• [The problem]: Review the lines that follow and copy each one that contains the word "styles".
= = =
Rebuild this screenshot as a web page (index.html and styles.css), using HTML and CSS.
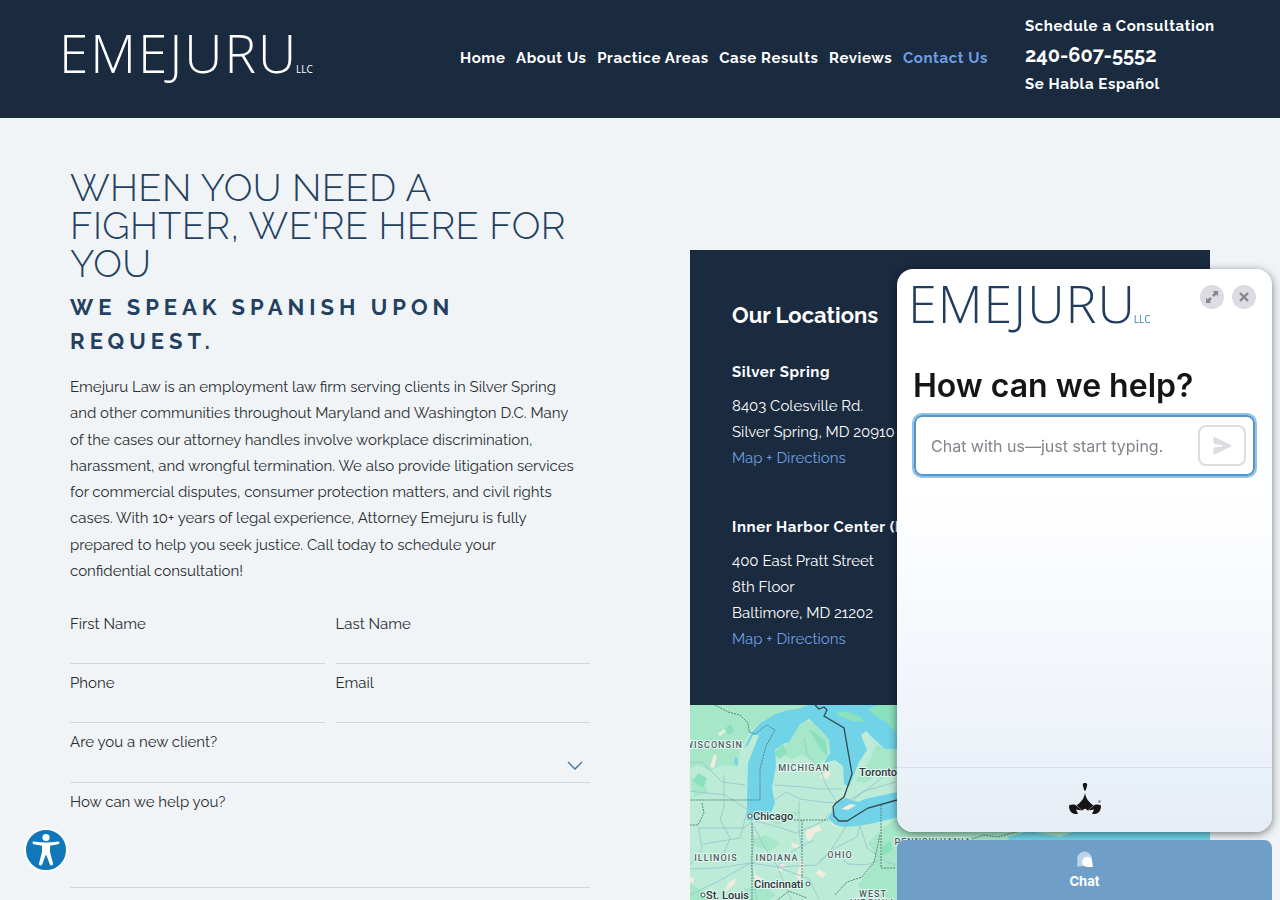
FILE: index.html
```html
<!DOCTYPE html>
<html lang="en">
<head>
<meta charset="utf-8">
<meta name="viewport" content="width=device-width, initial-scale=1">
<title>Contact Us | Emejuru LLC</title>
<link rel="stylesheet" href="styles.css">
</head>
<body>
<header class="header">
  <a class="logo" href="#">EMEJURU<small class="logo-llc">LLC</small></a>
  <nav class="nav">
    <a href="#">Home</a>
    <a href="#">About Us</a>
    <a href="#">Practice Areas</a>
    <a href="#">Case Results</a>
    <a href="#">Reviews</a>
    <a class="current" href="#">Contact Us</a>
  </nav>
  <div class="consult">
    <span>Schedule a Consultation</span>
    <a class="phone" href="tel:2406075552">240-607-5552</a>
    <span>Se Habla Español</span>
  </div>
</header>

<main class="main">
  <section class="intro">
    <h1 class="title">When You Need a<br>Fighter, We're Here for<br>You</h1>
    <h2 class="subtitle">We Speak Spanish Upon<br>Request.</h2>
    <p class="copy">Emejuru Law is an employment law firm serving clients in Silver Spring<br>
    and other communities throughout Maryland and Washington D.C. Many<br>
    of the cases our attorney handles involve workplace discrimination,<br>
    harassment, and wrongful termination. We also provide litigation services<br>
    for commercial disputes, consumer protection matters, and civil rights<br>
    cases. With 10+ years of legal experience, Attorney Emejuru is fully<br>
    prepared to help you seek justice. Call today to schedule your<br>
    confidential consultation!</p>
    <form class="form">
      <div class="field"><label for="first">First Name</label><input id="first" type="text"></div>
      <div class="field"><label for="last">Last Name</label><input id="last" type="text"></div>
      <div class="field"><label for="phone">Phone</label><input id="phone" type="tel"></div>
      <div class="field"><label for="email">Email</label><input id="email" type="email"></div>
      <div class="field wide select-field">
        <label for="client">Are you a new client?</label>
        <select id="client"><option></option><option>Yes</option><option>No</option></select>
        <svg class="chevron" viewBox="0 0 16 10" aria-hidden="true"><path d="M1 1l7 7 7-7"/></svg>
      </div>
      <div class="field wide"><label for="message">How can we help you?</label><textarea id="message"></textarea></div>
    </form>
  </section>

  <aside class="locations">
    <div class="panel">
      <h2 class="panel-title">Our Locations</h2>
      <h3 class="place">Silver Spring</h3>
      <address class="address">8403 Colesville Rd.<br>Silver Spring, MD 20910<br><a href="#">Map + Directions</a></address>
      <h3 class="place">Inner Harbor Center (by appointment only)</h3>
      <address class="address">400 East Pratt Street<br>8th Floor<br>Baltimore, MD 21202<br><a href="#">Map + Directions</a></address>
    </div>
    <svg class="map" viewBox="0 0 520 196" preserveAspectRatio="xMinYMin slice" role="img" aria-label="Map of office locations">
      <rect width="520" height="196" fill="#bcecd7"/>
      <g fill="#a6e7ca">
        <path d="M0 0H125L105 12 82 12 68 18 58 30 50 45 48 62 32 60 20 66 8 60 0 64Z"/>
        <path d="M98 28L112 14 132 22 139 36 138 54 126 59 112 50 101 54 90 48 97 38Z"/>
        <path d="M180 55L186 40 206 43V66L190 66 176 78 166 76Z"/>
        <path d="M0 72L14 78 18 88 4 92ZM80 116L92 108 112 106 106 111 88 120ZM62 134L76 130 90 138 80 146 66 142Z"/>
        <path d="M192 124L210 110V196H176L168 180 180 164 186 150 178 138Z"/>
        <path d="M0 178L12 186 18 196H0ZM54 184L74 178 86 190 78 196H50Z"/>
        <path d="M210 100L520 80V196H210Z"/>
      </g>
      <g fill="#8be0bd">
        <path d="M119 24l8 5 8 6 3 16-6-4-7-12zM84 48l9-9 4 9-8 6zM8 68l9 5-4 10-10-7zM34 24l5 6 5-4-3-7zM192 142l8-7 3 10-11 6z"/>
      </g>
      <g fill="#f2ecdc">
        <path d="M28 29l6-5 2 2-6 5zM24 49l3 2-3 12-4-1zM130 71l8-5 3 2-4 6-7-1zM116 126l13-6 3 5-7 3-5 8-4-3zM102 138l8 2-3 3-6-1zM90 158l5 2-4 7-4-2zM111 153l3 8-4 14-4-3 3-9zM64 169l9 5-4 10-6-5zM38 178l8-5-1 6-10 8zM21 183l4 7-4 6-3-8zM0 172l4 2-1 5-3-2zM129 164l7 5-4 4-6-5zM74 178l8-2 3 4-8 3zM142 116l8 4-3 2-6-3z"/>
      </g>
      <g fill="#70d3e8">
        <path d="M54 43L62 27 70 18 86 9 98 5 108 4 118 0H208V44L195 44 184 34 176 26 171 30 177 45 169 57 159 82 154 79 153 61 145 55 134 58 140 48 139 35 132 26 119 14 110 19 99 37 93 39 85 45 86 61 82 83 85 98 78 115 57 115 57 91 58 58 69 30 63 30 58 40Z"/>
        <path d="M138 113L148 97 156 93 168 97 175 94 207 87H230V102L205 113 184 118 169 121 154 122 145 120Z"/>
        <path d="M45 52l3 2-1 7-3-3z"/>
        <path d="M318 132L340 126 370 132 400 120H520V196H340Z"/>
      </g>
      <path fill="#8be0bd" d="M145 6l14 1 12 5 3 5-12-1-13-5zM178 4l10-4h20v30l-12-13-9-5z"/>
      <path fill="#f2ecdc" d="M151 104l9-5 6 1-8 5z"/>
      <g class="roads">
        <path d="M0 58L12 57 32 77 55 80M34 70V102L30 115 40 133 32 153M0 86L35 90 58 105 62 118 75 143 87 161 102 196"/>
        <path d="M8 123H54L61 117M9 123L12 144 0 160M0 164L28 163 60 158 88 162 126 160 141 145 157 120"/>
        <path d="M85 80L114 82 130 84 152 84M85 95L96 87 110 94 132 97 148 98M114 33L117 49 130 64 137 82 148 99"/>
        <path d="M153 100L174 86 206 77M164 94L179 83 207 61M65 116L85 121 106 128 134 116 139 109M109 96V126L112 145"/>
        <path d="M62 122L64 136 61 158 67 196M87 162L104 145 124 135M88 162L119 174 129 194M126 160L147 142 167 132 171 116M142 145L158 159 176 160 190 155"/>
        <path d="M170 121L177 143 196 157 208 160M0 190L31 175 55 161 73 153M13 139L50 133 57 107"/>
      </g>
      <path class="borders" d="M25 0L38 7 50 10 58 18 59 27 65 29 77 20 85 25 76 41 70 64 70 95H0M62 118V196M104 115H138M112 115V173M191 100V163H206M12 98L14 108 8 120 0 120M190 130L184 157 172 172 157 177 145 190M86 196L99 186 117 193M282 134L294 130 308 132 330 126"/>
      <path class="frontier" d="M125 0L129 4 134 2 137 5 134 11 154 23 162 69 154 92 146 98 143 102 144 111 149 116 157 116 178 103 207 95"/>
      <g class="state" text-anchor="middle">
        <text x="24" y="43">WISCONSIN</text><text x="114" y="66">MICHIGAN</text>
        <text x="26" y="156">ILLINOIS</text><text x="87" y="156">INDIANA</text>
        <text x="150" y="153">OHIO</text><text x="183" y="192">WEST</text>
        <text x="183" y="201">VIRGINIA</text><text x="243" y="140">PENNSYLVANIA</text>
      </g>
      <g class="city">
        <text x="63" y="115">Chicago</text><text x="169" y="71">Toronto</text>
        <text x="64" y="183">Cincinnati</text><text x="16" y="194">St. Louis</text>
      </g>
      <g class="dots"><circle cx="60" cy="111" r="2"/><circle cx="118" cy="179" r="2"/><circle cx="13" cy="190" r="2"/></g>
    </svg>
  </aside>
</main>

<button class="accessibility" type="button" aria-label="Accessibility options">
  <svg viewBox="0 0 44 44" aria-hidden="true"><circle cx="22" cy="22" r="21" fill="#1177b8" stroke="#fff" stroke-width="2"/><circle cx="22" cy="9.500" r="3.600" fill="#fff"/><path fill="#fff" d="M10 13.500Q22 15.500 34 13.500C36 13.300 36 15.800 34.300 16.200L26 17.700V24L29 35.500C29.500 37.500 26.500 38.200 25.800 36.200L22.300 27H21.700L18.200 36.200C17.500 38.200 14.500 37.500 15 35.500L18 24V17.700L9.700 16.200C8 15.800 8 13.300 10 13.500Z"/></svg>
</button>

<section class="chat" aria-label="Chat">
  <div class="chat-head">
    <div class="logo chat-logo">EMEJURU<small class="logo-llc">LLC</small></div>
    <div class="chat-actions">
      <button type="button" aria-label="Expand"><svg viewBox="0 0 24 24" aria-hidden="true"><path fill="#86868c" d="M12.700 6H18V11.300L16.300 9.600 14 11.900 12.100 10 14.400 7.700ZM11.300 18H6V12.700L7.700 14.400 10 12.100 11.900 14 9.600 16.300Z"/></svg></button>
      <button type="button" aria-label="Close"><svg viewBox="0 0 24 24" aria-hidden="true"><path d="M8 8l8 8M16 8l-8 8" stroke="#86868c" stroke-width="2.400"/></svg></button>
    </div>
  </div>
  <h2 class="chat-title">How can we help?</h2>
  <form class="chat-form">
    <input class="chat-input" type="text" aria-label="Message" placeholder="Chat with us—just start typing.">
    <button class="send" type="button" aria-label="Send"><svg viewBox="0 0 20 20" aria-hidden="true"><path fill="#dcdce3" d="M1 3.300C1 1.500 2 1 3.500 1.600L18 8.500C19.400 9.200 19.400 10.300 18 11L3.500 18C2 18.700 1 18 1 16.400L2 11.600 10.500 10.500V9L2 8Z"/></svg></button>
  </form>
  <div class="chat-foot">
    <svg viewBox="0 0 34 34" aria-hidden="true"><g fill="#151515"><path d="M17 0C19.600 0 19.500 2 18.700 4L17.700 7.500H16.300L15.300 4C14.500 2 14.400 0 17 0ZM17 10C18 16 21 19 25.500 22.500L19.500 27.500Q17 24 14.500 27.500L8.500 22.500C13 19 16 16 17 10Z"/><path d="M1 22.500C3 21.500 5 21.300 7.500 22L14 27.500 8 26.500 10 31C3.500 31.500 1 28 1 22.500ZM33 22.500C31 21.500 29 21.300 26.500 22L20 27.500 26 26.500 24 31C30.500 31.500 33 28 33 22.500Z"/></g><circle cx="31.500" cy="18.500" r="1.500" fill="#9b9da3"/></svg>
  </div>
</section>
<button class="chat-tab" type="button">
  <svg viewBox="0 0 18 18" aria-hidden="true"><path fill="#bcd3e9" d="M1 16.500L1.500 11A7.400 7.400 0 1 1 16 8.500V14L8 16Z"/><path fill="#fff" d="M11.300 6.800A5 5 0 0 1 16.300 12L16.800 17H11.300A5 5 0 0 1 11.300 6.800Z"/></svg>
  <span>Chat</span>
</button>
</body>
</html>
```
FILE: styles.css
```css
* { box-sizing: border-box; }
body {
  margin: 0;
  background: #f0f4f7;
  color: #2a2d31;
  font: 15px/1.75 Raleway, Lato, sans-serif;
}
h1, h2, h3, p { margin: 0; }
a { color: inherit; text-decoration: none; }
button { border: 0; padding: 0; cursor: pointer; font: inherit; }
svg { display: block; }

.header {
  display: grid;
  grid-template-columns: 396px minmax(0, 528px) 1fr;
  padding: 13px 64px 19px;
  background: #1a2a3f;
  color: #fff;
  font-weight: 700;
  line-height: 26px;
  letter-spacing: 0.04em;
}
.logo {
  color: inherit;
  font: 300 53px/60px "Open Sans", sans-serif;
  letter-spacing: 1px;
  white-space: nowrap;
}
.header .logo { margin: 10px 0 0 -5px; letter-spacing: 2px; }
.logo .logo-llc {
  margin-left: -2px;
  font-size: 10px;
  font-weight: 400;
  letter-spacing: 0;
}
.nav {
  display: flex;
  justify-content: space-between;
  padding-top: 32px;
}
.current { color: #6f9fe0; }
.consult {
  display: flex;
  flex-direction: column;
  padding-left: 37px;
  white-space: nowrap;
}
.phone { font-size: 20px; line-height: 32px; letter-spacing: 0; }

.main {
  display: grid;
  grid-template-columns: 1fr 1fr;
  gap: 100px;
  padding: 51px 70px 0;
}
.title {
  color: #23405f;
  font-size: 38px;
  font-weight: 300;
  line-height: 38px;
  letter-spacing: 0.01em;
  text-transform: uppercase;
}
.subtitle {
  margin-top: 7px;
  color: #23405f;
  font-size: 22px;
  line-height: 34px;
  letter-spacing: 5px;
  text-transform: uppercase;
}
.copy { margin-top: 16px; }
.form {
  display: grid;
  grid-template-columns: 1fr 1fr;
  column-gap: 11px;
  margin-top: 21px;
}
.field { display: flex; flex-direction: column; padding-top: 6px; line-height: 26px; }
.wide { grid-column: 1 / -1; }
.field input, .field select, .field textarea {
  width: 100%;
  height: 28px;
  border: 0;
  border-bottom: 1px solid #d2d7dc;
  border-radius: 0;
  background: transparent;
  appearance: none;
  font: inherit;
}
.field input { height: 27px; }
.field textarea { height: 73px; resize: none; }
.select-field { position: relative; }
.chevron {
  position: absolute;
  right: 7px;
  bottom: 12px;
  width: 16px;
  height: 10px;
  fill: none;
  stroke: #3d749e;
  stroke-width: 1.4;
  pointer-events: none;
}

.locations { margin-top: 81px; }
.panel {
  padding: 50px 42px 53px;
  background: #1a2a3f;
  color: #fff;
  line-height: 26px;
  white-space: nowrap;
}
.panel-title { font-size: 22px; line-height: 30px; }
.place {
  margin-top: 29px;
  font-size: 15px;
  letter-spacing: 0.04em;
}
.address { margin-top: 8px; font-style: normal; }
.address + .place { margin-top: 43px; }
.address a { color: #6f9fe0; }
.map { width: 100%; height: 196px; font-family: Roboto, sans-serif; }
.roads { fill: none; stroke: #9dcbd0; stroke-width: 1; }
.borders { fill: none; stroke: #5b8279; stroke-width: 1; stroke-dasharray: 2 1; }
.frontier { fill: none; stroke: #34494f; stroke-width: 1.3; }
.map text { paint-order: stroke; stroke: #e6f8f0; stroke-width: 2px; }
.state { font-size: 9px; font-weight: 500; letter-spacing: 1px; fill: #4d5e63; }
.city { font-size: 11px; font-weight: 500; fill: #29363b; }
.dots { fill: #fff; stroke: #46565b; }

.accessibility {
  position: fixed;
  left: 24px;
  bottom: 28px;
  width: 44px;
  height: 44px;
  background: none;
}

.chat {
  position: fixed;
  right: 8px;
  bottom: 68px;
  display: flex;
  flex-direction: column;
  width: 375px;
  height: 563px;
  border-radius: 16px;
  background: linear-gradient(#fff 40%, #ecf1f9 88%, #e6eef6);
  box-shadow: 0 2px 8px rgba(0, 0, 0, 0.5);
  color: #151515;
  font-family: Inter, sans-serif;
}
.chat-head {
  display: flex;
  justify-content: space-between;
  padding: 4px 16px 0 11px;
}
.chat-logo { color: #203d60; font-size: 52px; }
.chat-logo .logo-llc { color: #4682aa; }
.chat-actions { display: flex; gap: 8px; padding-top: 12px; }
.chat-actions button {
  width: 24px;
  height: 24px;
  border-radius: 50%;
  background: #dcdce3;
}
.chat-title {
  margin: 16px 16px 0;
  font-size: 32px;
  font-weight: 600;
  line-height: 42px;
}
.chat-form {
  display: flex;
  align-items: center;
  gap: 8px;
  margin: 8px 17px 0;
  padding: 8px 7px 8px 8px;
  border: 2px solid #5795c8;
  border-radius: 8px;
  outline: 2px solid #8bc3ea;
  background: #fff;
}
.chat-input {
  flex: 1;
  min-width: 0;
  border: 0;
  padding: 0 0 0 7px;
  background: none;
  outline: none;
  color: #151515;
  font: 16px/24px Inter, sans-serif;
}
.chat-input::placeholder { color: #84848c; opacity: 1; }
.send {
  display: grid;
  place-items: center;
  width: 48px;
  height: 41px;
  border: 2px solid #dcdce3;
  border-radius: 8px;
  background: #fff;
}
.send svg { width: 20px; height: 20px; }
.chat-foot {
  display: grid;
  place-items: center;
  height: 65px;
  margin-top: auto;
  border-top: 1px solid #d3e0e9;
  border-radius: 0 0 16px 16px;
  background: linear-gradient(#e9f1f9, #e6edf5);
}
.chat-foot svg { width: 34px; height: 34px; }
.chat-tab {
  position: fixed;
  right: 8px;
  bottom: 0;
  display: flex;
  flex-direction: column;
  align-items: center;
  gap: 3px;
  width: 375px;
  height: 60px;
  padding-top: 10px;
  border-radius: 8px 8px 0 0;
  background: #6f9fc9;
  color: #fff;
  font: 700 13px/20px Inter, sans-serif;
}
.chat-tab svg { width: 18px; height: 18px; }
```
= = =
• [Finished exercise]:
Rebuild this screenshot as a web page (index.html and styles.css), using HTML and CSS.
<link rel="stylesheet" href="styles.css">
FILE: styles.css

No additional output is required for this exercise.